The site, alas, is not accepted by mainline Muslims. They agree with the Jewish tradition that Moses never made it to the Promised Land. There is a grave, said to be that of Moses, on Mt Nebo in Jordan, but that does not fit with the passage in Deuteronomy (34:6) that no one knows the place of his burial.
 
The Galilee became a center of Rabbinic Judaism, along with Babylon after the fall of Jerusalem. Babylon is not accessible, but lots of hill tops and hill sides in the Galilee have pilgrimage-attracting tombs of great rabbis.
 
Most prominent is that at the center of Lag B'Omer, which has acquired its own mixture of ancient and not so ancient myths, and is one of the great celebrations in the Israeli calendar for secular kids and religious adults.
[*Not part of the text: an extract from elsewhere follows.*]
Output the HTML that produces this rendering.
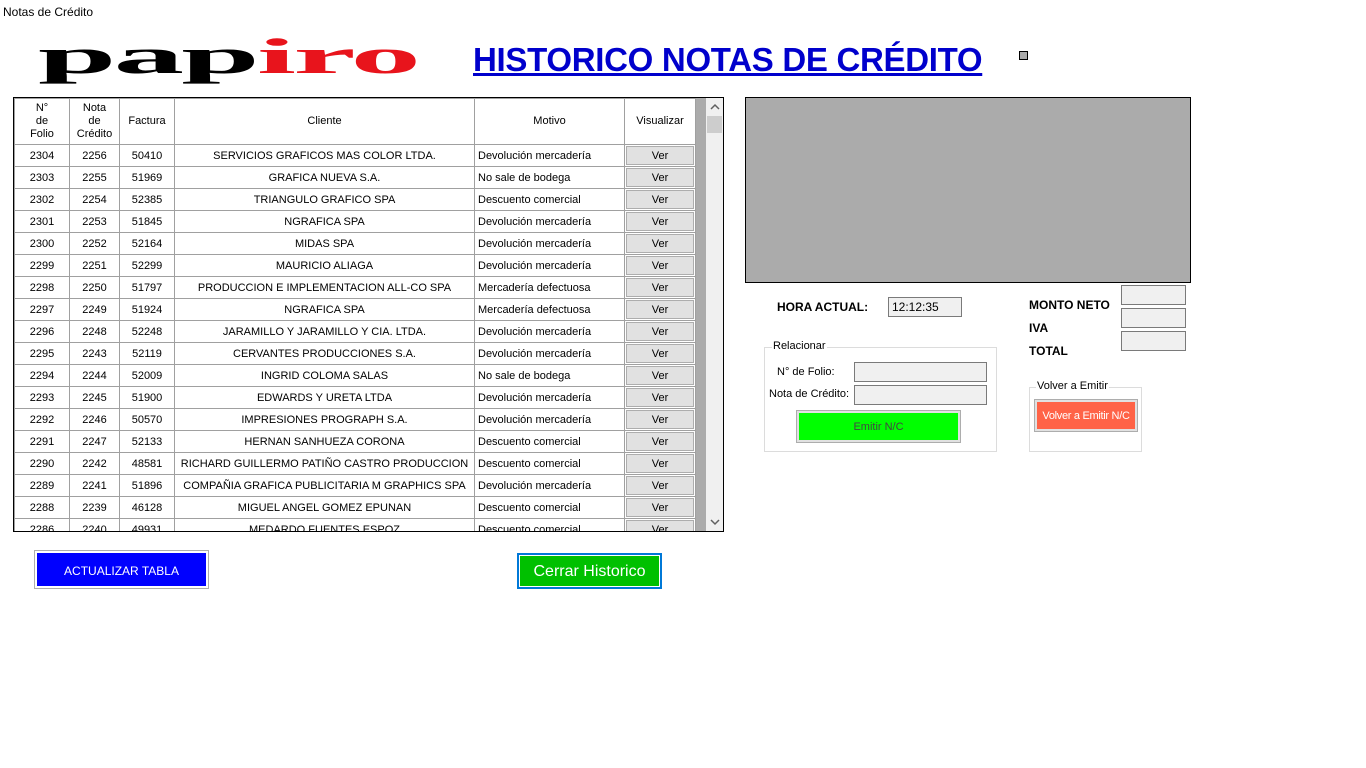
<!DOCTYPE html>
<html><head><meta charset="utf-8"><style>
body{margin:0;width:1366px;height:768px;background:#fff;position:relative;overflow:hidden;font-family:"Liberation Sans",sans-serif;font-size:11px;color:#000}
.a{position:absolute}
#grid{left:13px;top:97px;width:709px;height:433px;border:1px solid #000;overflow:hidden;background:#ababab}
table{border-collapse:collapse;position:absolute;left:0;top:0;table-layout:fixed;background:#fff}
td{border:1px solid #a0a0a0;height:20px;padding:1px 0 0 0;text-align:center;white-space:nowrap;overflow:hidden;font-size:11px;line-height:20px}
td.m{text-align:left;padding-left:3px}
td.b{padding-top:0;line-height:21px;height:21px}
th{border:1px solid #a0a0a0;font-weight:normal;height:45px;padding:0;font-size:11px;line-height:13px;background:#fff}
.v{display:block;margin:0 1px;height:17px;line-height:18px;background:#e1e1e1;border:1px solid #adadad}
.lbl{font-weight:bold;font-size:12px}
.tb{background:#f0f0f0;border:1px solid #7a7a7a;box-sizing:border-box}
.gb{border:1px solid #dcdcdc;box-sizing:border-box}
.gt{position:absolute;top:-8px;background:#fff;padding:0 1px;font-size:11px}
</style></head><body>
<div class="a" style="left:3px;top:5px;font-size:12px">Notas de Crédito</div>
<div class="a" style="left:38px;top:31px;font-family:'Liberation Serif',serif;font-weight:bold;font-size:50px;line-height:50px;transform:scaleX(2.82);transform-origin:0 0;letter-spacing:-1px;white-space:nowrap"><span>pap</span><span style="color:#e8141c">iro</span></div>
<div class="a" style="left:473px;top:41px;font-weight:bold;font-size:33px;color:#0000cc;text-decoration:underline;letter-spacing:-0.3px">HISTORICO NOTAS DE CRÉDITO</div>
<div class="a" style="left:1019px;top:51px;width:7px;height:7px;background:#ababab;border:1px solid #000"></div>

<div class="a" id="grid">
<table style="width:681px">
<colgroup><col style="width:55px"><col style="width:50px"><col style="width:55px"><col style="width:300px"><col style="width:150px"><col style="width:71px"></colgroup>
<tr><th>N°<br>de<br>Folio</th><th>Nota<br>de<br>Crédito</th><th>Factura</th><th>Cliente</th><th>Motivo</th><th>Visualizar</th></tr>
<tr><td>2304</td><td>2256</td><td>50410</td><td>SERVICIOS GRAFICOS MAS COLOR LTDA.</td><td class="m">Devolución mercadería</td><td class="b"><span class="v">Ver</span></td></tr>
<tr><td>2303</td><td>2255</td><td>51969</td><td>GRAFICA NUEVA S.A.</td><td class="m">No sale de bodega</td><td class="b"><span class="v">Ver</span></td></tr>
<tr><td>2302</td><td>2254</td><td>52385</td><td>TRIANGULO GRAFICO SPA</td><td class="m">Descuento comercial</td><td class="b"><span class="v">Ver</span></td></tr>
<tr><td>2301</td><td>2253</td><td>51845</td><td>NGRAFICA SPA</td><td class="m">Devolución mercadería</td><td class="b"><span class="v">Ver</span></td></tr>
<tr><td>2300</td><td>2252</td><td>52164</td><td>MIDAS SPA</td><td class="m">Devolución mercadería</td><td class="b"><span class="v">Ver</span></td></tr>
<tr><td>2299</td><td>2251</td><td>52299</td><td>MAURICIO ALIAGA</td><td class="m">Devolución mercadería</td><td class="b"><span class="v">Ver</span></td></tr>
<tr><td>2298</td><td>2250</td><td>51797</td><td>PRODUCCION E IMPLEMENTACION ALL-CO SPA</td><td class="m">Mercadería defectuosa</td><td class="b"><span class="v">Ver</span></td></tr>
<tr><td>2297</td><td>2249</td><td>51924</td><td>NGRAFICA SPA</td><td class="m">Mercadería defectuosa</td><td class="b"><span class="v">Ver</span></td></tr>
<tr><td>2296</td><td>2248</td><td>52248</td><td>JARAMILLO Y JARAMILLO Y CIA. LTDA.</td><td class="m">Devolución mercadería</td><td class="b"><span class="v">Ver</span></td></tr>
<tr><td>2295</td><td>2243</td><td>52119</td><td>CERVANTES PRODUCCIONES S.A.</td><td class="m">Devolución mercadería</td><td class="b"><span class="v">Ver</span></td></tr>
<tr><td>2294</td><td>2244</td><td>52009</td><td>INGRID COLOMA SALAS</td><td class="m">No sale de bodega</td><td class="b"><span class="v">Ver</span></td></tr>
<tr><td>2293</td><td>2245</td><td>51900</td><td>EDWARDS Y URETA LTDA</td><td class="m">Devolución mercadería</td><td class="b"><span class="v">Ver</span></td></tr>
<tr><td>2292</td><td>2246</td><td>50570</td><td>IMPRESIONES PROGRAPH S.A.</td><td class="m">Devolución mercadería</td><td class="b"><span class="v">Ver</span></td></tr>
<tr><td>2291</td><td>2247</td><td>52133</td><td>HERNAN SANHUEZA CORONA</td><td class="m">Descuento comercial</td><td class="b"><span class="v">Ver</span></td></tr>
<tr><td>2290</td><td>2242</td><td>48581</td><td>RICHARD GUILLERMO PATIÑO CASTRO PRODUCCION</td><td class="m">Descuento comercial</td><td class="b"><span class="v">Ver</span></td></tr>
<tr><td>2289</td><td>2241</td><td>51896</td><td>COMPAÑIA GRAFICA PUBLICITARIA M GRAPHICS SPA</td><td class="m">Devolución mercadería</td><td class="b"><span class="v">Ver</span></td></tr>
<tr><td>2288</td><td>2239</td><td>46128</td><td>MIGUEL ANGEL GOMEZ EPUNAN</td><td class="m">Descuento comercial</td><td class="b"><span class="v">Ver</span></td></tr>
<tr><td>2286</td><td>2240</td><td>49931</td><td>MEDARDO FUENTES ESPOZ</td><td class="m">Descuento comercial</td><td class="b"><span class="v">Ver</span></td></tr>
</table>
<div class="a" style="left:692px;top:0;width:17px;height:433px;background:#f0f0f0"></div>
<div class="a" style="left:693px;top:18px;width:15px;height:17px;background:#cdcdcd"></div>
<svg class="a" style="left:696px;top:5px" width="10" height="8"><path d="M1 6 L5 2 L9 6" stroke="#606060" stroke-width="1.5" fill="none"/></svg>
<svg class="a" style="left:696px;top:420px" width="10" height="8"><path d="M1 2 L5 6 L9 2" stroke="#606060" stroke-width="1.5" fill="none"/></svg>
</div>

<div class="a" style="left:34px;top:550px;width:175px;height:39px;border:1px solid #adadad;box-sizing:border-box;padding:2px"><div style="background:#0000ff;color:#fff;height:33px;line-height:37px;text-align:center;font-size:12px">ACTUALIZAR TABLA</div></div>
<div class="a" style="left:517px;top:553px;width:145px;height:36px;border:2px solid #0078d7;box-sizing:border-box;padding:1px"><div style="background:#00c000;color:#fff;height:30px;line-height:32px;text-align:center;font-size:16px">Cerrar Historico</div></div>

<div class="a" style="left:745px;top:97px;width:446px;height:186px;background:#ababab;border:1px solid #000;box-sizing:border-box"></div>

<div class="a lbl" style="left:777px;top:300px">HORA ACTUAL:</div>
<div class="a tb" style="left:888px;top:297px;width:74px;height:20px;padding-left:3px;line-height:18px;font-size:12px">12:12:35</div>

<div class="a lbl" style="left:1029px;top:298px">MONTO NETO</div>
<div class="a lbl" style="left:1029px;top:321px">IVA</div>
<div class="a lbl" style="left:1029px;top:344px">TOTAL</div>
<div class="a tb" style="left:1121px;top:285px;width:65px;height:20px"></div>
<div class="a tb" style="left:1121px;top:308px;width:65px;height:20px"></div>
<div class="a tb" style="left:1121px;top:331px;width:65px;height:20px"></div>

<div class="a gb" style="left:764px;top:347px;width:233px;height:105px"><span class="gt" style="left:7px">Relacionar</span></div>
<div class="a" style="left:777px;top:366px">N° de Folio:</div>
<div class="a" style="left:769px;top:388px">Nota de Crédito:</div>
<div class="a tb" style="left:854px;top:362px;width:133px;height:20px"></div>
<div class="a tb" style="left:854px;top:385px;width:133px;height:20px"></div>
<div class="a" style="left:796px;top:410px;width:165px;height:33px;border:1px solid #adadad;box-sizing:border-box;padding:2px;background:#e1e1e1"><div style="background:#00ff00;color:#444;height:27px;line-height:29px;text-align:center">Emitir N/C</div></div>

<div class="a gb" style="left:1029px;top:387px;width:113px;height:65px"><span class="gt" style="left:6px">Volver a Emitir</span></div>
<div class="a" style="left:1034px;top:399px;width:104px;height:33px;border:1px solid #adadad;box-sizing:border-box;padding:2px;background:#e1e1e1"><div style="background:#ff6347;color:#fff;height:27px;line-height:29px;text-align:center;white-space:nowrap;font-size:11px;letter-spacing:-0.3px">Volver a Emitir N/C</div></div>
</body></html>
On some years crowds of up to half a million gather at the purported grave site of Rabbi Shimon bar Yochai, credited with being a disciple of Rabbi Akiva, involved with the bar Kochba rebellion, claimed by some (and vigorously denied to others) to be the author of the principle text of Kabbalah, the Zohar, and somehow involved with the the drinking of considerable wine, and the first haircuts given at the grave site to 3 year old boys. The good rabbi also is associated with bonfires, seen throughout Israel on that day, used more for roasting potatoes than prayer, and smelt in the air for a day or so later when schools are on vacation in recognition of what the kids of have been doing all night. 
 
And we should not overlook the grave of Nachman of Breslov, in the otherwise undistinguished town of Uman in Ukraine. It attracts thousands of Hasidim and others drawn to their spirituality on several occasions annually via charter flights from Ben Gurion Airport.
 
While some may roll their eyes at such a catalog, it is wise not to overlook the thousands who believe, and the benefits they generate for employees and investors in airlines, hotels, tour buses, and souvenir sellers.
 
Jerusalemites must reckon with the benefits of religious and heritage tourism for the economy, even while we may curse the jam of tour buses when we want to go somewhere.
 
The Pope is due in town on May 25th.
 
It'll be a good day to spend at the beach or the coffee houses of Tel Aviv.
 
Meanwhile, this place is not free of efforts to create new history.
 
On the headlines is a video purporting to be the intentional killing of peaceful Palestinians by the IDF.
 
While the details are still under inquiry, it appears to be a poor imitation of previous efforts, the most prominent being that of Muhammad al-Durrah. This one shows two separate instances of Palestinians, presumably shot fatally by the IDF, easing their way to the ground by extending both arms ahead of them.

If that video persuades you. I have a bridge you may want to buy.